What Is a Robot?
Editor’s note: This is the first entry in a new video series, HardWIRED: Welcome to the Robotic Future, in which we explore the many fascinating machines that are transforming society. And we can’t do that without first defining what a robot even is.
When you hear the word “robot,” the first thing that probably comes to mind is a silvery humanoid, à la The Day the Earth Stood Still or C-3PO (more golden, I guess, but still metallic). But there’s also the Roomba, and autonomous drones, and technically also self-driving cars. A robot can be a lot of things these days―and this is just the beginning of their proliferation.
With so many different kinds of robots, how do you define what one is? It's a physical thing―engineers agree on that, at least. But ask three different roboticists to define a robot and you’ll get three different answers. This isn't a trivial semantic conundrum: Thinking about what a robot really is has implications for how humanity deals with the unfolding robo-revolution.
I’d like you to think about two drones. One you have to pilot yourself, and the other is autonomous, taking off, navigating obstacles, and landing all on its own. Are these both robots? Nope.
“I would say that a robot is a physically embodied artificially intelligent agent that can take actions that have effects on the physical world,” says roboticist Anca Dragan of UC Berkeley. According to that definition, a robot has to make decisions that in turn make it useful―that is, avoiding things like running itself into trees. So your dumb, cheapo RC quadcopter is no more a robot than an RC car. An autonomous drone, however, is a thinking agent that senses and interacts with its world. It’s a robot.
Intelligence, then, is a core component of what makes a robot a robot and not a wind-up toy. Kate Darling, a roboticist at the MIT Media Lab, agrees. “My definition of a robot, given that there is no very good universal definition, would probably be a physical machine that's usually programmable by a computer that can execute tasks autonomously or automatically by itself,” she says. “What a lot of people tend to follow is this sense, think, act paradigm." An RC drone can act, but only because you order it to. It can’t sense its environment or think about its next action. An autonomous drone, however, can do all three. It’s a physical embodiment of an artificial intelligence.
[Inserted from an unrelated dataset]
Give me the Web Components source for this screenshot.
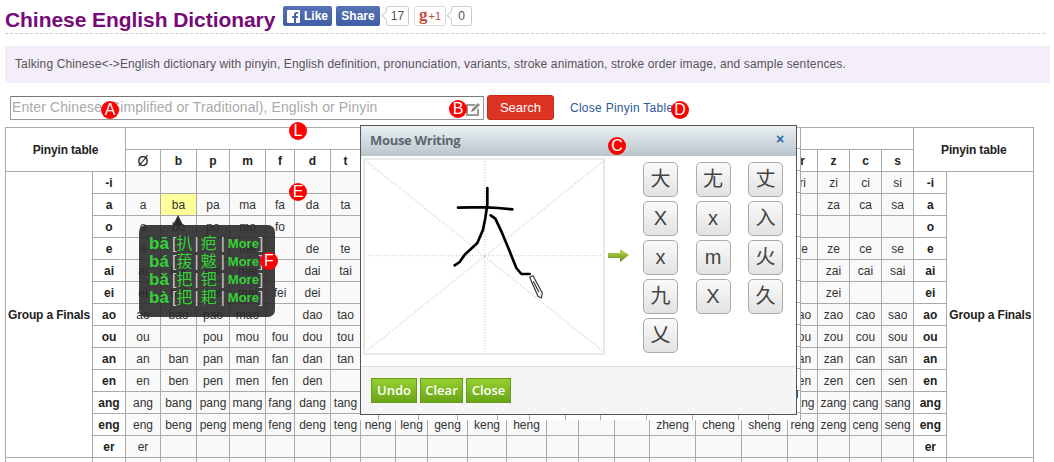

Just how intelligent does a machine have to be to qualify as a robot, though? Lots of systems take in information from the outside world, process it, and then output an action—take the autopilot software that flies commercial planes. Hanumant Singh, a roboticist at Northeastern University, says a robot is "a system that exhibits 'complex' behavior and includes sensing and actuation.” He gives that definition to his students, then asks them to consider whether a Boeing 747 fits the bill. "It is automated, it is complex, it has sensing, it has actuation," he says. "The students argue that it is not a robot because humans operate it a lot of the time, even though it has an autopilot."
Also confusing are swallowable, magnetic "origami bots" that automatically unfold when they hit the acid of the stomach—reacting to their environment like an actually intelligent bot would. But then a human operator has to use magnets to steer them around the digestive system to pick up things that shouldn't be there, like swallowed batteries. Not so much a bot.
If a machine is truly autonomous, there's a good chance it's a robot—but there are different degrees of autonomous intelligence. It's easy enough to program a machine to respond to a single environmental input with a single output. But as machine learning algorithms improve, robots will respond to their environments in ways that humans didn't explicitly teach them to. And that's the kind of intelligence that will get robots driving us around, helping the elderly, and keeping us company. “I'd say, yes, a robot is a physically embodied artificial intelligent agent," says Dragan, "but an artificially intelligent agent to me is an agent that acts to maximize a person's utility.” Meaning, new thinkier robots are more sensitive to the user's needs.
To demonstrate, in her lab Dragan shows me a robotic arm her team has programmed. Grasping a mug, the arm sweeps across a table. But Dragan doesn’t want it sweeping so high, so she grabs the arm and forces it closer to the surface. But she hasn’t programmed the robot to sweep this low, so it returns to its previous altitude. Its intelligence is limited to the simple rules it's been given.
The second time around, though, the arm reacts differently to Dragan’s correction. She forces it to a lower altitude and it recognizes her new demand, continuing the rest of its sweep at that level. It’s a responsive brand of robot that we’ll be seeing more of in this world. Think robots that are not only sensitive to our needs, but anticipate them. More and more, we won't need to intervene to correct robots' behavior, but will interact with robots that learn to adapt to our whims.
This nuance is important, because "robot" is a powerful word. It is at once something that makes people uncomfortable (killer robots, job-stealing robots, etc.) and that makes them feel nice (Kuri the extremely endearing companion robot). “The word robot generates a lot of attention and fascination and sometimes fear,” says Darling. “You can use it to get people's attention. I mean, it's much sexier to call something a robot than call something a dishwasher.”
For that matter, "robot" certainly sounds sexier than “physically embodied artificially intelligent agent.” But a robot is a machine that senses and acts on its world. And soon enough, our world will be full of them. Just probably not in, you know, a The Day the Earth Stood Still kind of way.